5 Must Know Facts For Your Next Test

1. The rbf kernel maps input features into an infinite-dimensional space, allowing SVM to effectively handle complex data structures.
2. It is defined mathematically as $K(x, x') = e^{-\gamma \|x - x'\|^2}$, where $K$ is the kernel function, $x$ and $x'$ are data points, and $\gamma$ is a parameter that controls the kernel's spread.
3. A smaller value of gamma leads to a smoother decision boundary, while a larger value creates a more complex boundary that may overfit the training data.
4. The rbf kernel is translation-invariant, meaning that it is invariant to shifts in the input space, making it robust against changes in data distribution.
5. In practice, choosing the right value for gamma and regularization parameters can significantly affect the performance of SVM models using the rbf kernel.

Review Questions

• How does the rbf kernel enhance the capabilities of Support Vector Machines when dealing with non-linear datasets?
  • The rbf kernel enhances SVMs by allowing them to operate in a higher-dimensional feature space where non-linear relationships can be transformed into linear separations. By using the rbf kernel, SVM can effectively identify complex patterns and boundaries within the data that would be impossible to discern using linear kernels. This transformation enables SVM to generalize better on diverse datasets with intricate structures.
• What are the implications of adjusting the gamma parameter in an rbf kernel for a Support Vector Machine model's performance?
  • Adjusting the gamma parameter in an rbf kernel has significant implications for model performance. A small gamma value results in a smooth decision boundary that may underfit the data, while a large gamma leads to a highly complex boundary that risks overfitting.
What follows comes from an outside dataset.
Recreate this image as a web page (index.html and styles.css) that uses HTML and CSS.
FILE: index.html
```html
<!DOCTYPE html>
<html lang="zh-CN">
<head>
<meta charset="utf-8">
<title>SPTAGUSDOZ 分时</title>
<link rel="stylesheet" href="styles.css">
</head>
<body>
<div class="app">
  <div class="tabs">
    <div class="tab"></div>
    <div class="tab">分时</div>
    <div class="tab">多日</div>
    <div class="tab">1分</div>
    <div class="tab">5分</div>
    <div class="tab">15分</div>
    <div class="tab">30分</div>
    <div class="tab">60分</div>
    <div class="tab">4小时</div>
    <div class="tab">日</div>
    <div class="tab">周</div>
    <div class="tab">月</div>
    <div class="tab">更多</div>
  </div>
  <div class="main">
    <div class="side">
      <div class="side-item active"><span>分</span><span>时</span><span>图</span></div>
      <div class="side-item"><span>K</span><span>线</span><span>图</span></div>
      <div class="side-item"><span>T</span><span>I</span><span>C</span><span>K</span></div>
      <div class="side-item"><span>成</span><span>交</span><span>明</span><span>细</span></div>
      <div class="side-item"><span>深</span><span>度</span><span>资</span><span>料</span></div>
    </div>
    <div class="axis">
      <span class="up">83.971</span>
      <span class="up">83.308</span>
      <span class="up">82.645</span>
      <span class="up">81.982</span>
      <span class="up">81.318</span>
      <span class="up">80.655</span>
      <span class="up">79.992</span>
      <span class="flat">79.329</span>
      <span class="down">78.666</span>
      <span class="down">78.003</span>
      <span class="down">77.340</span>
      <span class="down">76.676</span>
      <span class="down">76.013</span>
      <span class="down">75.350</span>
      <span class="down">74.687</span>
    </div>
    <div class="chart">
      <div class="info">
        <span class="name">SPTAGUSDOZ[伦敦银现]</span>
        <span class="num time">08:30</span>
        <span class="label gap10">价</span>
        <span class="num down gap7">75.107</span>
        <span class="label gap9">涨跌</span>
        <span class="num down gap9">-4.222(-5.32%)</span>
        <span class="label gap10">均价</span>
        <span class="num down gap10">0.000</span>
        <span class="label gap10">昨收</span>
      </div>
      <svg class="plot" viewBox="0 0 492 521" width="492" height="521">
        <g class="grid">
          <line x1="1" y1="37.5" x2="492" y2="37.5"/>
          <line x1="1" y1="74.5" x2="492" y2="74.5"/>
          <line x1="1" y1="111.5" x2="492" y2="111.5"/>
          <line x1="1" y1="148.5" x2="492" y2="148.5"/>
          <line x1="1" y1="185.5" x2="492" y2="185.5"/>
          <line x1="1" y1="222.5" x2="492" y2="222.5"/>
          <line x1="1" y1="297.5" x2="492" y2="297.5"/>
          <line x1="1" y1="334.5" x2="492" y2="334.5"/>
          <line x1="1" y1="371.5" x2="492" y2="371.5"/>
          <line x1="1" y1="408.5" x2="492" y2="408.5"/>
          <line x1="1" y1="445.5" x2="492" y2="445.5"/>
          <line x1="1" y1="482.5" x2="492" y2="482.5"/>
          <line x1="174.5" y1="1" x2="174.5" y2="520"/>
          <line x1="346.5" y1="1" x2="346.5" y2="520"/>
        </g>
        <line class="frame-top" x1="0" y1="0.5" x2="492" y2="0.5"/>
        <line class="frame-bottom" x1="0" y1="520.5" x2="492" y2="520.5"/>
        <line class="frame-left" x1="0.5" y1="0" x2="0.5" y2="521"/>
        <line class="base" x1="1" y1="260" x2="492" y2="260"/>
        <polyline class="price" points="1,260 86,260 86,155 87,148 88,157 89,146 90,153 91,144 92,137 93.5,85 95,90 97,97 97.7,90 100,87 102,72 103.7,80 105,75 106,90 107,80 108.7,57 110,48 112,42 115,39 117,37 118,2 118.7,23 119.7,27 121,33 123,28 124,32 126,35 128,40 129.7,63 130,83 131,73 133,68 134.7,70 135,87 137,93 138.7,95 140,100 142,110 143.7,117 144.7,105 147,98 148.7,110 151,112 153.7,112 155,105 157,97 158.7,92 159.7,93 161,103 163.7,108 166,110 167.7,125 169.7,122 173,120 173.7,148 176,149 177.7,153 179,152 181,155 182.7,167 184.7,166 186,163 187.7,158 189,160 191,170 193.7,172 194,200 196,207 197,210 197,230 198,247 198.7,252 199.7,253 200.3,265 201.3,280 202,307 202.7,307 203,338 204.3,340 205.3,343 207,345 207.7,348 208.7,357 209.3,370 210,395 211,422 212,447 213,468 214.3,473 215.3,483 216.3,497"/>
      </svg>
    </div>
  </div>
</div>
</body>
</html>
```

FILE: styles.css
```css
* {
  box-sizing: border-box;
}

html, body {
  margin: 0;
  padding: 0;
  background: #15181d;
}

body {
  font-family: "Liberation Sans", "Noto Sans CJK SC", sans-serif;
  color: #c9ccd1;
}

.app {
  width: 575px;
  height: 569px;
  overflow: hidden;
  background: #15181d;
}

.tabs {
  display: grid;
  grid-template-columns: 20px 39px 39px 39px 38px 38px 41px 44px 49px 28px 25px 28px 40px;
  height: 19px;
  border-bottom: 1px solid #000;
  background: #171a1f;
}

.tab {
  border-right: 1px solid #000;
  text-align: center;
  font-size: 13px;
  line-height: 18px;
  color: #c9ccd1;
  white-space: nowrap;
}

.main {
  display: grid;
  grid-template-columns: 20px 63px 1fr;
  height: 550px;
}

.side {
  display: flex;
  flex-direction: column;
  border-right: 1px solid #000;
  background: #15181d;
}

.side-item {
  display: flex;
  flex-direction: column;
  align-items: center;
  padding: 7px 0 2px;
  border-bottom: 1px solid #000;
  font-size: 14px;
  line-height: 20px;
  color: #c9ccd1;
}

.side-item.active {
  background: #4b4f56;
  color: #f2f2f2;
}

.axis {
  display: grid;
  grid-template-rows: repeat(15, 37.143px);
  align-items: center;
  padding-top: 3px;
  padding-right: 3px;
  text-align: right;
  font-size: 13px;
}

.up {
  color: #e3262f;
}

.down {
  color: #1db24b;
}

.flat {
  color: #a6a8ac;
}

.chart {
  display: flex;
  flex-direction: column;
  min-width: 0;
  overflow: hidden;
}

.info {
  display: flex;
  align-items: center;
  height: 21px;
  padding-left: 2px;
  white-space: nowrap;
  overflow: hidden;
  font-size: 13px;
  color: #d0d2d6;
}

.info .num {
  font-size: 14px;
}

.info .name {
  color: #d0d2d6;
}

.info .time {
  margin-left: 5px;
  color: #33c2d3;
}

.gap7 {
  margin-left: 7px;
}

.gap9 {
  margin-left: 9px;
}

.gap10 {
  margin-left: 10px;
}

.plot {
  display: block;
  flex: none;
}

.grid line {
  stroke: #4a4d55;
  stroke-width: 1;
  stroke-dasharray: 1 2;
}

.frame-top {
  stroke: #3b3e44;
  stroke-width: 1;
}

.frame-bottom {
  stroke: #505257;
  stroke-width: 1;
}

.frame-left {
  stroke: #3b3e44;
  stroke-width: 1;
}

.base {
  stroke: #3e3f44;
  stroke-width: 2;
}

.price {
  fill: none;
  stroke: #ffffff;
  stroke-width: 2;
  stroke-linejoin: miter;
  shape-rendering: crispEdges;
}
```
Therefore, selecting an appropriate gamma is crucial; it requires careful tuning through techniques like cross-validation to achieve a balance between bias and variance for optimal predictive performance.
• Evaluate how the characteristics of the rbf kernel contribute to both its advantages and potential pitfalls in machine learning applications.
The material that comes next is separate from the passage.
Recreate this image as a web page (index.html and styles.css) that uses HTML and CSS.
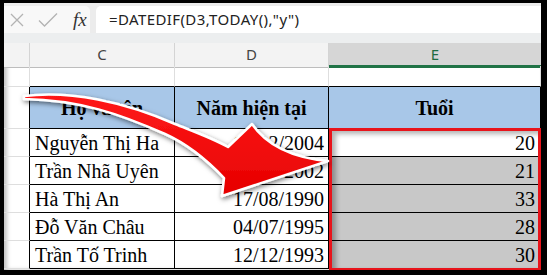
FILE: index.html
```html
<!DOCTYPE html>
<html lang="vi">
<head>
    <meta charset="UTF-8">
    <meta name="viewport" content="width=device-width, initial-scale=1.0">
    <title>Tính tuổi với DATEDIF</title>
    <link rel="stylesheet" href="styles.css">
</head>
<body>
    <div class="frame">
        <div class="formula-bar">
            <div class="fx-tools">
                <svg class="tool-icon" width="16" height="16" viewBox="0 0 16 16">
                    <path d="M2 2 L14 14 M14 2 L2 14" stroke="#b3b3b3" stroke-width="1.3" fill="none"/>
                </svg>
                <svg class="tool-icon" width="20" height="16" viewBox="0 0 20 16">
                    <path d="M1 8.5 L6.5 14 L19 1.5" stroke="#b3b3b3" stroke-width="1.3" fill="none"/>
                </svg>
                <span class="fx">fx</span>
            </div>
            <div class="formula-input">=DATEDIF(D3,TODAY(),"y")</div>
        </div>
        <div class="band"></div>

        <div class="sheet">
            <div class="row head-row">
                <div class="col-head"></div>
                <div class="col-head">C</div>
                <div class="col-head">D</div>
                <div class="col-head active">E</div>
            </div>

            <!-- empty row above the table -->
            <div class="row blank-row">
                <div class="cell"></div>
                <div class="cell above"></div>
                <div class="cell above"></div>
                <div class="cell above"></div>
            </div>

            <div class="row title-row">
                <div class="cell edge"></div>
                <div class="th">Họ và tên</div>
                <div class="th">Năm hiện tại</div>
                <div class="th">Tuổi</div>
            </div>

            <div class="row data-row">
                <div class="cell edge"></div>
                <div class="td">Nguyễn Thị Ha</div>
                <div class="td num">12/12/2004</div>
                <div class="td num age first">20</div>
            </div>

            <div class="row data-row">
                <div class="cell edge"></div>
                <div class="td">Trần Nhã Uyên</div>
                <div class="td num">15/05/2002</div>
                <div class="td num age">21</div>
            </div>

            <div class="row data-row">
                <div class="cell edge"></div>
                <div class="td">Hà Thị An</div>
                <div class="td num">17/08/1990</div>
                <div class="td num age">33</div>
            </div>

            <div class="row data-row">
                <div class="cell edge"></div>
                <div class="td">Đỗ Văn Châu</div>
                <div class="td num">04/07/1995</div>
                <div class="td num age">28</div>
            </div>

            <div class="row data-row">
                <div class="cell edge"></div>
                <div class="td">Trần Tố Trinh</div>
                <div class="td num">12/12/1993</div>
                <div class="td num age">30</div>
            </div>

            <!-- red box round the age results -->
            <div class="selection"></div>
        </div>
    </div>

    <!-- big curved arrow pointing at the results -->
    <svg class="arrow" width="547" height="275" viewBox="0 0 547 275">
        <defs>
            <filter id="arrow-shadow" x="-10%" y="-10%" width="130%" height="140%">
                <feDropShadow dx="1" dy="2" stdDeviation="2.5" flood-color="#000" flood-opacity="0.55"/>
            </filter>
            <linearGradient id="arrow-fill" x1="0" y1="0" x2="0" y2="1">
                <stop offset="0" stop-color="#ff1a1a"/>
                <stop offset="1" stop-color="#e60000"/>
            </linearGradient>
        </defs>
        <path d="M24 96
                 C 70 90, 125 102, 175 124
                 C 195 132, 212 138, 228 147
                 L 252 124
                 Q 274 156, 328 161
                 L 222 196
                 L 224 178
                 C 205 158, 185 143, 165 134
                 C 120 114, 80 100, 24 99 Z"
              fill="url(#arrow-fill)" stroke="#fff" stroke-width="2.5" stroke-linejoin="round"
              filter="url(#arrow-shadow)"/>
    </svg>
</body>
</html>
```

FILE: styles.css
```css
body {
    margin: 0;
    padding: 0;
    position: relative;
    background-color: #000;
}

.frame {
    width: 547px;
    height: 275px;
    box-sizing: border-box;
    border-style: solid;
    border-color: #000;
    border-width: 3px 6px 5px 4px;
    background-color: #fff;
    overflow: hidden;
    box-shadow: inset 3px 0 4px rgba(0, 0, 0, 0.25);
}

/* formula bar */
.formula-bar {
    display: flex;
    gap: 6px;
    height: 30px;
    box-sizing: border-box;
    padding-top: 3px;
    background-color: #ececec;
}

.fx-tools {
    width: 86px;
    display: flex;
    align-items: center;
    padding-left: 5px;
    box-sizing: border-box;
    background-color: #f8f8f8;
    border-radius: 0 5px 0 0;
}

.tool-icon {
    margin-right: 13px;
}

.fx {
    font-family: "Liberation Serif", serif;
    font-style: italic;
    font-size: 19px;
    color: #333;
    margin-left: 2px;
}

.formula-input {
    flex: 1;
    background-color: #fff;
    border-radius: 5px 0 0 0;
    font-family: "Noto Sans", sans-serif;
    font-size: 15px;
    letter-spacing: 0.4px;
    color: #222;
    line-height: 27px;
    padding-left: 13px;
}

.band {
    height: 10px;
    background-color: #eceeef;
}

/* spreadsheet grid */
.sheet {
    position: relative;
}

.row {
    display: grid;
    grid-template-columns: 26px 145px 154px 212px;
}

.row > div {
    box-sizing: border-box;
}

.head-row { height: 23px; }
.blank-row { height: 21px; }
.title-row { height: 42px; }
.data-row { height: 28px; }

.col-head {
    background-color: #f3f3f3;
    border-right: 1px solid #d4d4d4;
    border-bottom: 1px solid #bdbdbd;
    font-family: "Noto Sans", sans-serif;
    font-size: 15px;
    color: #444;
    text-align: center;
    line-height: 22px;
}

.col-head.active {
    background-color: #d6d6d6;
    color: #1e6b41;
    border-bottom: 3px solid #217346;
    border-right: none;
}

.cell {
    border-right: 1px solid #dedede;
    border-bottom: 1px solid #dedede;
}

.cell.above {
    border-bottom: 1px solid #000;
}

.cell.edge {
    border-right: 1px solid #000;
}

.th,
.td {
    font-family: "Liberation Serif", serif;
    font-size: 20px;
    color: #000;
    border-right: 1px solid #000;
    border-bottom: 1px solid #000;
}

.th {
    background-color: #a8c7e8;
    font-weight: bold;
    display: flex;
    align-items: center;
    justify-content: center;
    padding-top: 2px;
}

.td {
    display: flex;
    align-items: flex-end;
    padding: 0 4px 1px 5px;
    line-height: 24px;
    white-space: nowrap;
}

.td.num {
    justify-content: flex-end;
}

.td.age {
    background-color: #c8c8c8;
    padding-right: 5px;
}

.td.age.first {
    background-color: #fff;
}

/* overlay frame drawn on top of the E results */
.selection {
    position: absolute;
    left: 325px;
    top: 85px;
    width: 212px;
    height: 143px;
    box-sizing: border-box;
    border: 3px solid #e8141b;
    box-shadow: inset 4px 3px 5px rgba(0, 0, 0, 0.3);
}

.arrow {
    position: absolute;
    left: 0;
    top: 0;
    z-index: 2;
}
```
  • The characteristics of the rbf kernel contribute to its advantages by providing flexibility and robustness when modeling complex data distributions. Its ability to map data into an infinite-dimensional space allows for effective separation of classes in non-linear scenarios. However, this flexibility can also lead to pitfalls such as overfitting if parameters like gamma are not properly tuned. Additionally, its computational demands can increase significantly with larger datasets, making it essential to weigh these factors when choosing to use an rbf kernel in practice.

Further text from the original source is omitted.